I Live In A Sexless Marriage Already... But I'm Getting Married In July...I hope that in writing this, I'm not sending all of my heart into the open, only to get nothing in return... I have raked the internet for any and all hope and help for our relationship, and somehow I was led to this site. I hope this was not a coincidence.
A bit about me: I am 22 years old, and I am getting married in July. My fiance and I are such a team, and we enjoy each other's company, but we lack that physical intimacy... I've seen so many people complain that they are intimate with their husband only once a week---shew, I'd be happy with once a month! In the beginning, we had great sex, we were with each other all the time, and we had no complaints in that department. We'd always love to find something new to "experiment" with. now, it has seemed to drop off... in the past year I think we've been intimate maybe only 8 times or so... This hurts me SO badly. I've tried EVERYTHING, and I get accused of being "clingy" and "always focused on sex" and all of those negative comments---you get the picture. It seems to consume my life... The only time I get relief from it is at school ( I am a teacher) when I am so focused on my kiddos, I can't think of anything else. It is a sanctuary for me, much more than my own home.
Every few months, my fiance travels for work. He's usually gone for about 3-4 days and then home for 3-4 days, and so on and so forth. Once, when he was gone, I was so upset and crying because I felt unloved and not beautiful. I cried and wished that I could be skinny, like all of those girls I know he is watching on the internet. But, I remembered that I had a bustier that I used to wear for him when we used to be intimate together, so I thought I would dig it out (it was actually stuffed into the trunk) and see if it still fit me.
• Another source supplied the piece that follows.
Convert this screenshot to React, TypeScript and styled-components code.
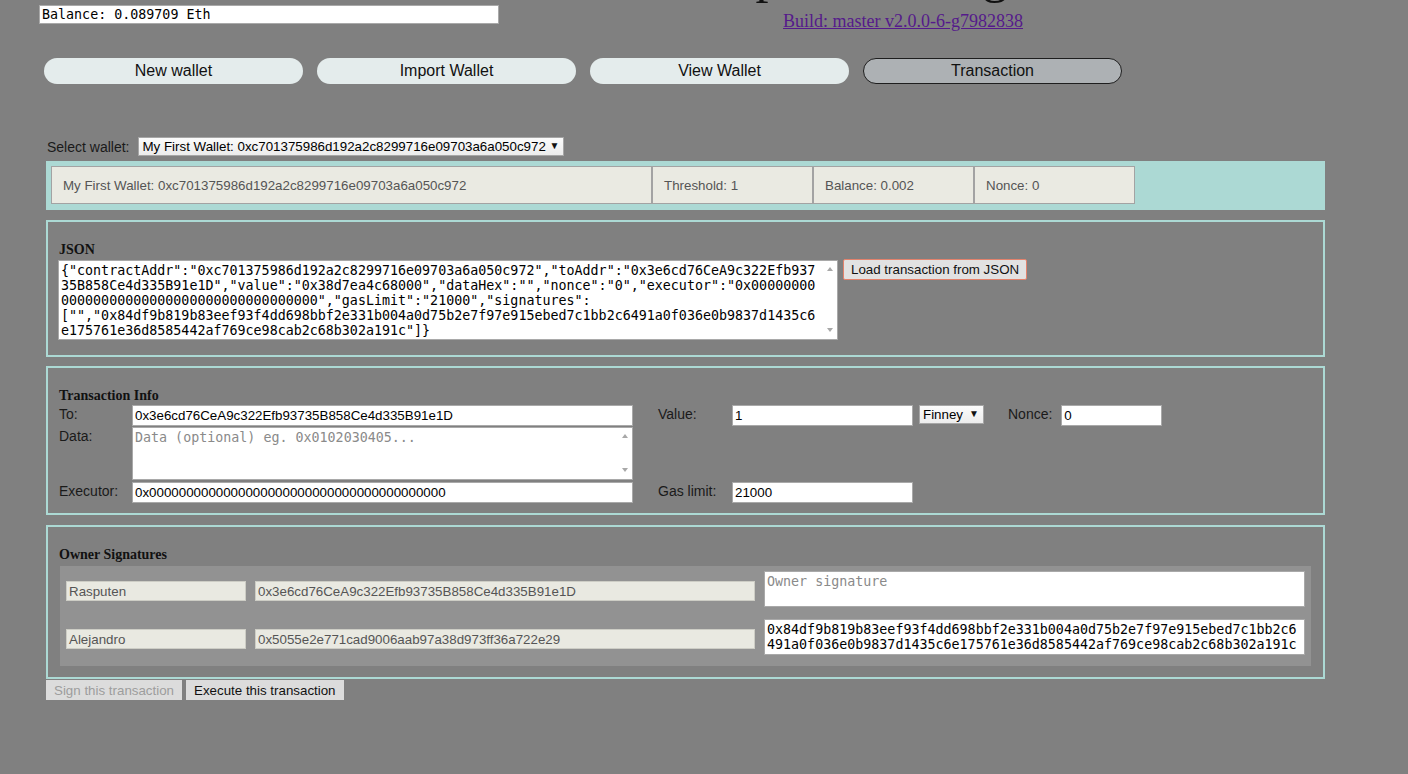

To my surprise, it fit nicely, and it actually looked good on me. I was so excited and happy and ready for him to come home so I could show it off. I rewarded myself that night with some "me time"---my favorite drink and movie. That morning, I went and bought some new (even sexier) lingerie, and I had a fantastic idea. I would take a picture of myself and text it to my fiance just before he got on the plane---that way, he'd be aching to have me. I've never done anything of that magnitude before, and I thought that it was the "spark" that we might need to get this rolling again. I sent it to him, and minutes later I get the reponse : "it looks good, but sex might have to wait until tomorrow." really? this is all you can say? it really hurt that he took more words to explain why he couldnt than to tell me it looked good. I sunk to the floor in tears. Earlier that day, I had felt sexy and beautiful for the first time in a long time. And then, in that moment, I felt so worthless and stupid for even trying something like that. I felt silly and stupid, and not sexy anymore, and I just wanted to burn the stupid thing. I just wanted him to desire me. I wanted him to be aching for me so much, that he couldnt wait to see me.
I gave it time--Maybe be is just tired. it's been three months since that day, and he hasn't mentioned the lingerie (or sex) since then. I've left hints, I've tried to initiate, but all I get is that he is too tired, or it is too late, or i am too clingy, or i only think about sex, or "why can't you just be happy?". I wish I could be content, but it just eats me up inside. I've resorted to just keeping my mouth shut, and trying to figure it out. I just wish I knew what to do... and I hope I find help (or at least a friend) here.
Why can't I just feel wanted, for once in my life?